Literature gives us singular examples of patients who followed a strict low-carb diet and then were diagnosed in the ER with non-diabetic ketoacidosis. None of the patients had any history of diabetes. They usually got well pretty quickly and in 2-3 days were discharged from the hospital.

The risk of developing acidosis rises if you've been drinking too much alcohol and not eating right. That way, you can develop alcoholic ketoacidosis. It can happen even without underlying diabetes.

Euglycemic diabetic ketoacidosis is a rare state when a patient experiences ketoacidosis without a high blood sugar level (hyperglycemia). The blood glucose level is normal.

It is often related to the use of new diabetes drugs called SGLT-2 inhibitors (e.g., dapagliflozin). The unusual nature of this condition makes the diagnosis difficult and delayed.

In ketoacidosis, the blood pH is low (<7.3) and acidic because of the excessive ketones circulating in the bloodstream. The body tries to compensate for the acidic environment through two main mechanisms:

1. Lungs exhale more CO₂ than usual.
2. H⁺ ions are pushed into the cells in exchange for potassium – K⁺.

The second mechanism is responsible for high potassium levels – hyperkalemia – in diabetic ketoacidosis.

One of the phenomena in diabetic ketoacidosis is excessive ketone production. Two ketones – β-hydroxybutyric acid and acetoacetic acid – dissociate in the bloodstream. The result is too many free hydrogen H⁺ ions, which bind to the free bicarbonate particles:

H⁺ + HCO₃^- ⇨ H₂CO₃

That's why the bicarbonate levels decrease.

Ketosis is the presence of ketones in the human blood. It can occur in a healthy person while fasting. The body breaks down lipids (fats) into ketones to get energy.

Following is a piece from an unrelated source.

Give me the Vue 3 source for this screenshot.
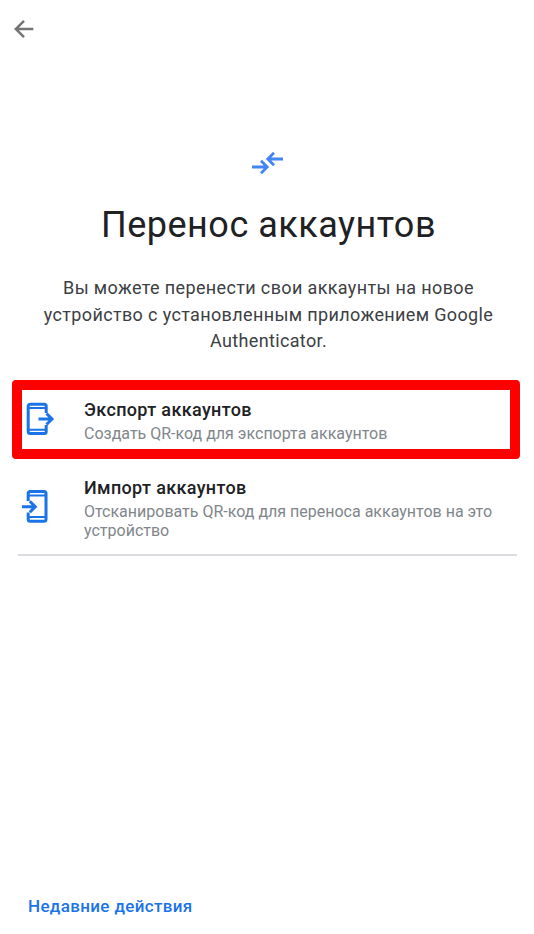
<script setup>
const rows = [
  { key: 'export', title: 'Экспорт аккаунтов', sub: 'Создать QR-код для экспорта аккаунтов' },
  { key: 'import', title: 'Импорт аккаунтов', sub: 'Отсканировать QR-код для переноса аккаунтов на это устройство' }
]
</script>

<template>
  <div class="page">
    <header class="top">
      <svg class="back" width="24" height="24" viewBox="0 0 24 24" fill="none">
        <path d="M20.300 12H3.500M11 3.800 2.800 12 11 20.200" stroke="#757575" stroke-width="2.500" />
      </svg>
    </header>
    <main class="hero">
      <svg class="swap" width="34" height="26" viewBox="0 0 34 26" fill="none">
        <path d="M1 15h15M10 8.800 16.200 15 10 21.200" stroke="#4285f4" stroke-width="2.800" />
        <path d="M32 7H17M23 .8 16.800 7 23 13.200" stroke="#4285f4" stroke-width="2.800" />
      </svg>
      <h1 class="title">Перенос аккаунтов</h1>
      <p class="lead">Вы можете перенести свои аккаунты на новое устройство с установленным приложением Google Authenticator.</p>
    </main>
    <section class="list">
      <div v-for="r in rows" :key="r.key" class="row" :class="r.key">
        <svg v-if="r.key === 'export'" class="ico" width="30" height="36" viewBox="0 0 30 36" fill="none">
          <path d="M20.200 11V4.200a2 2 0 0 0-2-2H4.200a2 2 0 0 0-2 2v25.300a2 2 0 0 0 2 2h14a2 2 0 0 0 2-2V23" stroke="#1a73e8" stroke-width="3" />
          <path d="M3 6h16.500M3 27.700h16.500" stroke="#1a73e8" stroke-width="2" />
          <path d="M12.500 17H24.500M20.500 11.500 26 17l-5.500 5.500" stroke="#1a73e8" stroke-width="3" />
        </svg>
        <svg v-else class="ico" width="30" height="36" viewBox="0 0 30 36" fill="none">
          <path d="M6.200 13V5.500a2 2 0 0 1 2-2H22a2 2 0 0 1 2 2v25.700a2 2 0 0 1-2 2H8.200a2 2 0 0 1-2-2V24.500" stroke="#1a73e8" stroke-width="3" />
          <path d="M7 7.500h16.500M7 29h16.500" stroke="#1a73e8" stroke-width="2" />
          <path d="M0 18.700h12M7.800 13.200l5.500 5.500-5.500 5.500" stroke="#1a73e8" stroke-width="3" />
        </svg>
        <div class="text">
          <div class="name">{{ r.title }}</div>
          <div class="sub">{{ r.sub }}</div>
        </div>
      </div>
    </section>
    <footer class="foot">Недавние действия</footer>
  </div>
</template>

<style>
html, body { margin: 0; background: #fff; }
</style>

<style scoped>
.page {
  width: 534px;
  height: 934px;
  display: flex;
  flex-direction: column;
  font-family: Roboto, "Liberation Sans", sans-serif;
  background: #fff;
  overflow: hidden;
}
.top { padding: 17px 0 0 13px; height: 152px; box-sizing: border-box; }
.back { display: block; }
.hero { display: flex; flex-direction: column; align-items: center; padding-left: 3px; }
.swap { display: block; margin-left: -1px; }
.title {
  margin: 24px 0 0;
  font-size: 36px;
  line-height: 46px;
  font-weight: 400;
  color: #202124;
  letter-spacing: 0.5px;
}
.lead {
  margin: 27px 0 0;
  width: 470px;
  font-size: 18px;
  line-height: 26.500px;
  text-align: center;
  color: #3c4043;
  letter-spacing: 0.36px;
}
.list {
  margin: 25px 14px 0 12px;
}
.row { display: flex; align-items: flex-start; }
.row.export {
  border: 10px solid #f00;
  border-radius: 4px;
  height: 79px;
  box-sizing: border-box;
  padding: 8px 0 0 4px;
}
.row.import {
  margin: 17px 3px 0 6px;
  padding: 0 0 13px 4px;
  border-bottom: 2px solid #dadce0;
}
.ico { flex: none; }
.export .ico { margin-top: 4px; }
.import .ico { margin-top: 12px; }
.text { margin-left: 28px; }
.import .text { margin-left: 32px; }
.name { font-size: 18px; line-height: 24px; font-weight: 500; color: #202124; letter-spacing: 0.35px; }
.sub { margin-top: 2px; font-size: 16px; line-height: 19.500px; color: #80868b; }
.foot {
  margin-top: auto;
  padding: 0 0 18px 28px;
  font-size: 17px;
  line-height: 20px;
  font-weight: 500;
  color: #1a73e8;
  letter-spacing: 0.35px;
}
</style>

Ketoacidosis is always a pathological state. It is caused by a lack of insulin in people with diabetes mellitus (DM). In this state, the ketones level is so high that it causes the blood pH to change into a more acidic state. The acidosis state results in subsequent problems, such as dehydration, oxygen deficiency, confusion and/or coma, and gastrointestinal disorders.

Yes, diabetic ketoacidosis is an example of metabolic acidosis. Other examples of metabolic acidosis include lactic acidosis, aspirin or salicylate poisoning, methanol poisoning, and hyperchloremic acidosis as a complication of severe diarrhea.

To diagnose if a patient has ketoacidosis:

1. Check if they have abnormally high blood sugar – hyperglycemia.
2. Check if they have arterial blood pH <7.3.
3. State if they have bicarbonate <15 mEq/L.
4. Confirm they have ketones present in the blood and/or urine.

If the patient meets all of those four criteria, they can be diagnosed with ketoacidosis.